= John Henry Newbolt =

British politician

Sir John Henry Newbolt (1769 - 22 January 1823) was an English judge who served as Chief Justice of Madras and was founder of the Madras Literary Society. He was Member of Parliament for Bramber for 1800–02.

==Biography==
Born at Winchester, John was the first son of Reverend John Monk Newbolt and his wife Susanna. He studied at Winchester and at Christ Church, Oxford, graduating in 1791. He studied law at All Souls College, Oxford and was called to the bar at Lincoln's Inn in 1795.

He worked for a while at the Chancery as a Secretary and then as a Commissioner of Bankruptcy (1796-1811). In 1794 he married Elizabeth Juliana Digby, daughter of the Dean of Durham, and they had three sons and a daughter. In 1800 he obtained with the help of Lord Canning, a fellow alumnus of Christ Church, a Parliamentary seat at Bramber which he held until 1802.

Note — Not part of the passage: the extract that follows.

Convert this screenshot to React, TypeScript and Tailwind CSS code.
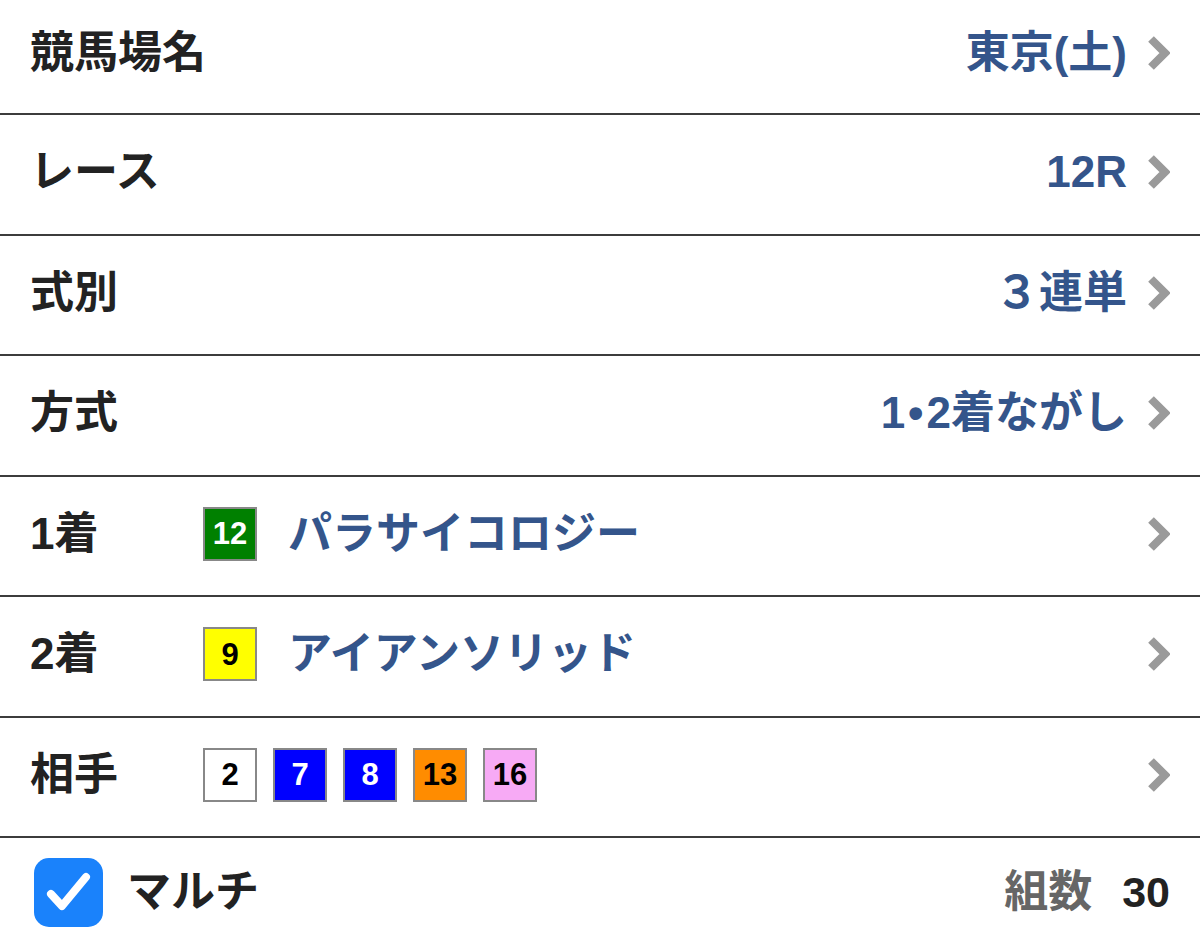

In 1809, his wife died and he obtained a posting in India in 1810 as a puisne judge in Madras through the influence of Canning. He married Henrietta Blenkinsop in 1810 in Madras and they had one son and two daughters. He was knighted on 17 April 1810 and made Recorder of Bombay for 1811–12. In 1815 he succeeded Thomas Andrew Lumisden Strange as Chief Justice of Madras and in 1817 he founded the Madras Literary Society.

He resigned from his position as Chief Justice on 31 August 1820 and hoped to retire to a cottage on the Isle of Wight, but died suddenly at his home at Portswood Lodge, Southampton on 22 January 1823. He was buried at South Stoneham near Southampton, where a monument was erected in his memory.